Get your flow on in this dynamic practice that links movement and breath together in a dance-like way. In most classes, you won’t linger long in each pose and the pace can be quick, so be prepared for your heart rate to rise. Teachers will often pump music, matching the beats to the sequences of the poses. Best for: HIIT lovers. Intense exercisers might enjoy Vinyasa because of its faster pace. Runners and endurance athletes are also drawn to Vinyasa class because of the continuous movement.
Here you’ll get nit-picky about precision and detail, as well as your body’s alignment in each pose. Props, from yoga blocks and blankets to straps or a ropes wall, will become your new best friend, helping you to work within a range of motion that is safe and effective. Unlike in Vinyasa, each posture is held for a period of time. If you’re new to Iyengar, even if you’ve practiced other types of yoga, it’s good to start with a level one class to familiarize yourself with the technique. Best for: Detail-oriented yogis. If you like to geek out about anatomy, movement and form, you’ll love Iyengar — teachers share a wealth of information during class. Iyengar can also be practiced at any age and is great for those with injuries (though you should consult with a doctor first), Vilella notes.
If you’re looking for a challenging yet orderly approach to yoga, try Ashtanga. Consisting of six series of specifically sequenced yoga poses, you’ll flow and breathe through each pose to build internal heat. The catch is that you’ll perform the same poses in the exact same order in each class. Some studios will have a teacher calling out the poses, while Mysore style classes (a subset of Ashtanga) require you to perform the series on your own. (But don’t worry — there will always be a teacher in the room to offer assistance if you need it.) Best for: Type-A folks. If you’re a perfectionist, you’ll like Ashtanga’s routine and strict guidelines.

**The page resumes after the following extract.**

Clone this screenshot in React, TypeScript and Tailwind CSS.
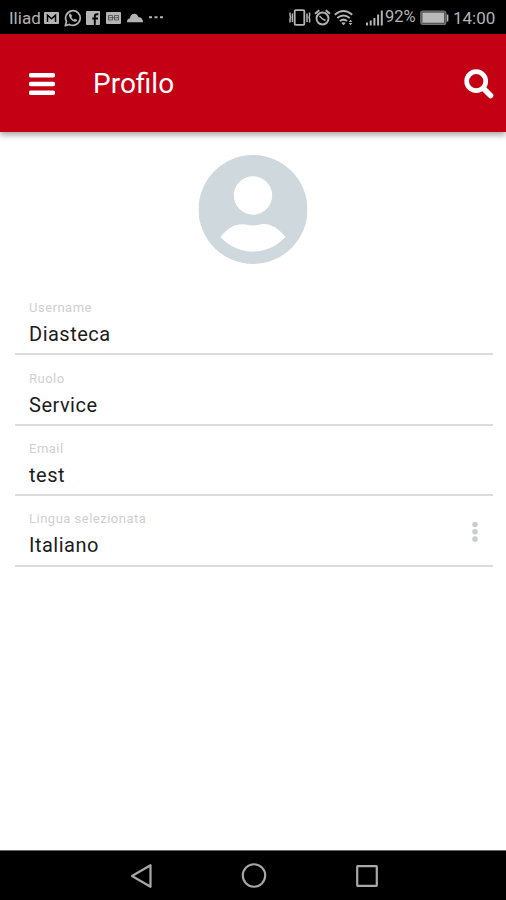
import type { ReactNode } from "react"

type Field = {
  label: string
  value: string
  hasMenu?: boolean
}

const fields: Field[] = [
  { label: "Username", value: "Diasteca" },
  { label: "Ruolo", value: "Service" },
  { label: "Email", value: "test" },
  { label: "Lingua selezionata", value: "Italiano", hasMenu: true },
]

function Icon({ w, h, className = "", children }: { w: number; h: number; className?: string; children: ReactNode }) {
  return (
    <svg width={w} height={h} viewBox={`0 0 ${w} ${h}`} fill="none" className={`shrink-0 ${className}`}>
      {children}
    </svg>
  )
}

function StatusBar() {
  return (
    <div className="flex h-[34px] items-center bg-black pl-[9px] pr-[11px] pt-px text-[#b4b4b4]">
      <span className="w-[35px] whitespace-nowrap pt-px text-[17px] leading-none">Iliad</span>

      {/* Mail */}
      <Icon w={15} h={12}>
        <rect width="15" height="12" rx="1" fill="currentColor" />
        <path d="M3.5 10V3.2l4 3.6 4-3.6V10" stroke="black" strokeWidth="1.5" />
      </Icon>

      {/* WhatsApp */}
      <Icon w={18} h={18} className="ml-[5px]">
        <path d="M1.3 16.7l1.2-4.2a7.3 7.3 0 1 1 2.9 2.9z" stroke="currentColor" strokeWidth="1.7" strokeLinejoin="round" />
        <path
          d="M6.3 4.5c-1 .3-1.5 1.2-1.3 2.2.5 2.8 3 5.3 5.8 6 1 .2 2.2-.5 2.4-1.7l-2.3-1.3-1.1 1C8.800 10.200 7.800 9.200 7.300 8l1-1z"
          fill="currentColor"
        />
      </Icon>

      {/* Facebook */}
      <Icon w={14} h={14} className="ml-1">
        <rect width="14" height="14" rx="1" fill="currentColor" />
        <path d="M8.8 14V5.500c0-1.500.8-2.300 2.200-2.300h1.300M6.300 7.500H12" stroke="black" strokeWidth="1.900" />
      </Icon>

      {/* News card */}
      <Icon w={15} h={12} className="ml-[6px]">
        <rect width="15" height="12" rx="1" fill="currentColor" />
        <path d="M2.5 3.5h4v4.500h-4zM8.500 3.500h4v4.500h-4zM2.500 5.700h10" stroke="#555" strokeWidth="0.900" />
      </Icon>

      {/* Cloud */}
      <Icon w={18} h={10} className="ml-[5px]">
        <path d="M1 9.300C.8 7 2 5.500 4 5.200 4.200 2.500 6 .8 8.200.8c2 0 3.600 1.200 4.200 3.300 2.800.2 4.600 2.200 4.700 5.200z" fill="currentColor" />
      </Icon>

      <Icon w={14} h={3} className="ml-[5px]">
        <path d="M0 1.200h3M5.500 1.200h3M11 1.200h3" stroke="currentColor" strokeWidth="2" />
      </Icon>

      {/* Vibrate */}
      <Icon w={22} h={17} className="ml-auto">
        <rect x="5.700" y="1.200" width="9.600" height="14.600" rx="1" stroke="currentColor" strokeWidth="1.800" />
        <path d="M3.400 4.500v8.500M1 3.500v3l.6 2-.6 1.500v3.500M18 4.500v8.500M20.600 3.500v3l-.6 2 .6 1.500v3.500" stroke="currentColor" strokeWidth="1.500" />
      </Icon>

      {/* Alarm */}
      <Icon w={17} h={17} className="ml-[3px]">
        <circle cx="8.500" cy="9.500" r="6" stroke="currentColor" strokeWidth="1.900" />
        <path d="M1 4.700l4.300-3.500M16 4.700l-4.300-3.500" stroke="currentColor" strokeWidth="2" />
        <path d="M5.500 7l3 3 3 1.500" stroke="currentColor" strokeWidth="1.500" />
      </Icon>

      {/* Wi-Fi */}
      <Icon w={20} h={17} className="ml-[3px]">
        <path d="M.8 5.700q8.700-7.500 17.400 0M3.300 9q6.200-5 12.400 0M6 12q3.500-2.800 7 0" stroke="currentColor" strokeWidth="2" />
        <path d="M7.300 14q2.200-1.300 4.400 0l-2.200 2.300z" fill="currentColor" />
        <path d="M14.600 13l1.900-2.200 1.900 2.200zM14.600 14l1.900 2.200 1.900-2.200z" fill="currentColor" />
      </Icon>

      {/* Signal strength */}
      <Icon w={17} h={16} className="ml-[12px]">
        <path d="M1 15.500v-3M4.700 15.500v-5M8.400 15.500V8M12.100 15.500V4.500M15.800 15.500V.5" stroke="currentColor" strokeWidth="2" />
      </Icon>

      <span className="ml-0.5 w-[35px] whitespace-nowrap text-[16.500px] leading-none">92%</span>

      {/* Battery */}
      <Icon w={29} h={16}>
        <rect x=".8" y="1" width="25" height="13.500" rx="2" fill="#555" stroke="#777" strokeWidth="1.200" />
        <rect x="2.500" y="2.700" width="21.500" height="10" fill="#bababa" />
        <path d="M27.500 4.500v7" stroke="currentColor" strokeWidth="1.700" />
      </Icon>

      <span className="ml-1 w-[42px] whitespace-nowrap pt-px text-[17px] leading-none">14:00</span>
    </div>
  )
}

function Header() {
  return (
    <header className="flex h-[98px] items-center bg-[#c40014] pl-[29px] pr-3 pt-0.5 text-white shadow-[0_3px_6px_rgba(0,0,0,0.35)]">
      <button aria-label="Menu">
        <Icon w={26} h={24}>
          <path d="M2 3.200h22M2 12h22M2 20.700h22" stroke="currentColor" strokeWidth="4.500" strokeLinecap="round" />
        </Icon>
      </button>
      <h1 className="ml-[38px] text-[28px] leading-none">Profilo</h1>
      <button aria-label="Cerca" className="ml-auto">
        <Icon w={30} h={30}>
          <circle cx="12.200" cy="12.200" r="9.500" stroke="currentColor" strokeWidth="4.700" />
          <path d="M19.500 19.500l7 7" stroke="currentColor" strokeWidth="5.500" strokeLinecap="round" />
        </Icon>
      </button>
    </header>
  )
}

function FieldRow({ label, value, hasMenu }: Field) {
  return (
    <div className="flex h-[70.400px] items-center justify-between border-b-2 border-[#dcdcdc] px-3.5">
      <div className="pt-[9px]">
        <p className="text-[13px] leading-[18px] tracking-[0.500px] text-[#d0d0d0]">{label}</p>
        <p className="mt-[3px] text-[20px] leading-7 tracking-[0.500px] text-[#1c1c1c]">{value}</p>
      </div>
      {hasMenu && (
        <button aria-label="Opzioni" className="pt-[3px]">
          <Icon w={8} h={22}>
            <circle cx="4" cy="3.500" r="2.800" fill="#c9cdcf" />
            <circle cx="4" cy="10.800" r="2.800" fill="#c9cdcf" />
            <circle cx="4" cy="18.100" r="2.800" fill="#c9cdcf" />
          </Icon>
        </button>
      )}
    </div>
  )
}

function NavigationBar() {
  return (
    <nav className="flex h-[50px] items-center justify-center gap-[89px] border-t border-[#666] bg-black pl-px text-[#a8a8a8]">
      <Icon w={22} h={26}>
        <path d="M20.500 2.200v21.600L2 13z" stroke="currentColor" strokeWidth="2.200" strokeLinejoin="round" />
      </Icon>
      <Icon w={26} h={26}>
        <circle cx="13" cy="12.500" r="11.200" stroke="currentColor" strokeWidth="2.100" />
      </Icon>
      <Icon w={22} h={22}>
        <rect x="1.200" y="1.200" width="19.600" height="19.600" rx=".5" stroke="currentColor" strokeWidth="2.200" />
      </Icon>
    </nav>
  )
}

export default function App() {
  return (
    <div className="flex h-[900px] w-[506px] flex-col overflow-hidden bg-white font-[Roboto,sans-serif]">
      <StatusBar />
      <Header />
      <main className="flex-1 pl-[15px] pr-[13px] pt-[23px]">
        <Icon w={109} h={109} className="mx-auto -translate-x-[1.500px]">
          <circle cx="54.500" cy="54.500" r="54.500" fill="#cfd8dc" />
          <circle cx="54.500" cy="40.500" r="19.200" fill="white" />
          <path d="M22 82C30 71 40 68 47 69.500q7.500 1.800 15 0C70 67.500 79 72 87 82 69 101.500 40 101.500 22 82z" fill="white" />
        </Icon>
        <div className="mt-[21px]">
          {fields.map((field) => (
            <FieldRow key={field.label} {...field} />
          ))}
        </div>
      </main>
      <NavigationBar />
    </div>
  )
}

“All Bikram studios practice the same 90-minute sequence so you’ll know exactly what to do.” Prepare to sweat: Bikram consists of a specific series of 26 poses and two breathing exercises practiced in a room heated to approximately 105 degrees and 40 percent humidity. All Bikram studios practice the same 90-minute sequence so you’ll know exactly what to do once you unroll your mat. Remember, the vigorous practice combined with the heat can make the class feel strenuous. If you’re new to Bikram, take it easy: Rest when you need to and be sure to hydrate beforehand. Best for: People who gravitate toward a set routine. Those who are newer to yoga might like Bikram because of its predictable sequence.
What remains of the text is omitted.